## What the exercise asks
Skip the images and return the records below exactly.

## Excerpted records

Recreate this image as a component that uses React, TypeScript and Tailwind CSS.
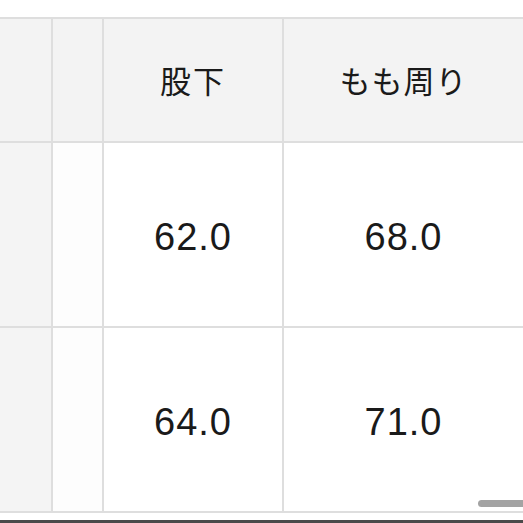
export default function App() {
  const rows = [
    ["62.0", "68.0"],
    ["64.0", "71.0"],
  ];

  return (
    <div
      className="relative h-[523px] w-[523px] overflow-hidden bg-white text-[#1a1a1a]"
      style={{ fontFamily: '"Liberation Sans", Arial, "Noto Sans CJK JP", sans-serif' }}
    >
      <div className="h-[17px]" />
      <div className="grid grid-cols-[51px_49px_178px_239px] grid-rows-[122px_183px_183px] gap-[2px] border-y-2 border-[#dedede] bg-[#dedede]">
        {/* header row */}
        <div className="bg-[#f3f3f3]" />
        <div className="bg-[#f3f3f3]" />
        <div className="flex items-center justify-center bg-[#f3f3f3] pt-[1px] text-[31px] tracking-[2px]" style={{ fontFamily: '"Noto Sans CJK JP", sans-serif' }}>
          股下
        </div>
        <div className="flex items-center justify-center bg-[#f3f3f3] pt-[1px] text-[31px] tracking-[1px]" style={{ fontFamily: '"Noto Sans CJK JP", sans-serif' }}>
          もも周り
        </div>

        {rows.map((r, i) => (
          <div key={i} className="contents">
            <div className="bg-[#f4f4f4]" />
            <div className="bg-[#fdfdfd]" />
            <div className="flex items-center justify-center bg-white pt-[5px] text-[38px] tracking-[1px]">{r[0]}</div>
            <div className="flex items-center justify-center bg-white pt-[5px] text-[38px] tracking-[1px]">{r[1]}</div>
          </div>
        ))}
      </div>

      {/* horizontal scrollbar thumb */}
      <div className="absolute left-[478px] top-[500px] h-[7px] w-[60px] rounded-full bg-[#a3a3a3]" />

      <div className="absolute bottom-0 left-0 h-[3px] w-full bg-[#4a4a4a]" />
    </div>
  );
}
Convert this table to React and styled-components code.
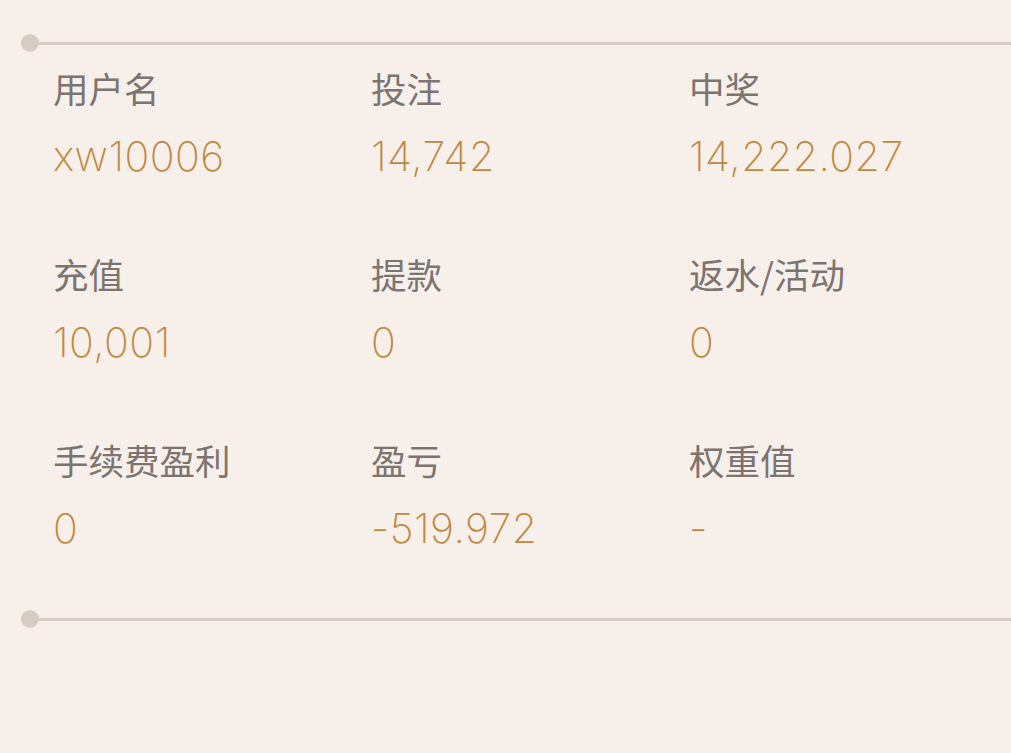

## Reply
Recreate this image as a component that uses React, TypeScript and Tailwind CSS.
export default function App() {
  const rows = [
    ["62.0", "68.0"],
    ["64.0", "71.0"],
  ];

  return (
    <div
      className="relative h-[523px] w-[523px] overflow-hidden bg-white text-[#1a1a1a]"
      style={{ fontFamily: '"Liberation Sans", Arial, "Noto Sans CJK JP", sans-serif' }}
    >
      <div className="h-[17px]" />
      <div className="grid grid-cols-[51px_49px_178px_239px] grid-rows-[122px_183px_183px] gap-[2px] border-y-2 border-[#dedede] bg-[#dedede]">
        {/* header row */}
        <div className="bg-[#f3f3f3]" />
        <div className="bg-[#f3f3f3]" />
        <div className="flex items-center justify-center bg-[#f3f3f3] pt-[1px] text-[31px] tracking-[2px]" style={{ fontFamily: '"Noto Sans CJK JP", sans-serif' }}>
          股下
        </div>
        <div className="flex items-center justify-center bg-[#f3f3f3] pt-[1px] text-[31px] tracking-[1px]" style={{ fontFamily: '"Noto Sans CJK JP", sans-serif' }}>
          もも周り
        </div>

        {rows.map((r, i) => (
          <div key={i} className="contents">
            <div className="bg-[#f4f4f4]" />
            <div className="bg-[#fdfdfd]" />
            <div className="flex items-center justify-center bg-white pt-[5px] text-[38px] tracking-[1px]">{r[0]}</div>
            <div className="flex items-center justify-center bg-white pt-[5px] text-[38px] tracking-[1px]">{r[1]}</div>
          </div>
        ))}
      </div>

      {/* horizontal scrollbar thumb */}
      <div className="absolute left-[478px] top-[500px] h-[7px] w-[60px] rounded-full bg-[#a3a3a3]" />

      <div className="absolute bottom-0 left-0 h-[3px] w-full bg-[#4a4a4a]" />
    </div>
  );
}
Convert this table to React and styled-components code.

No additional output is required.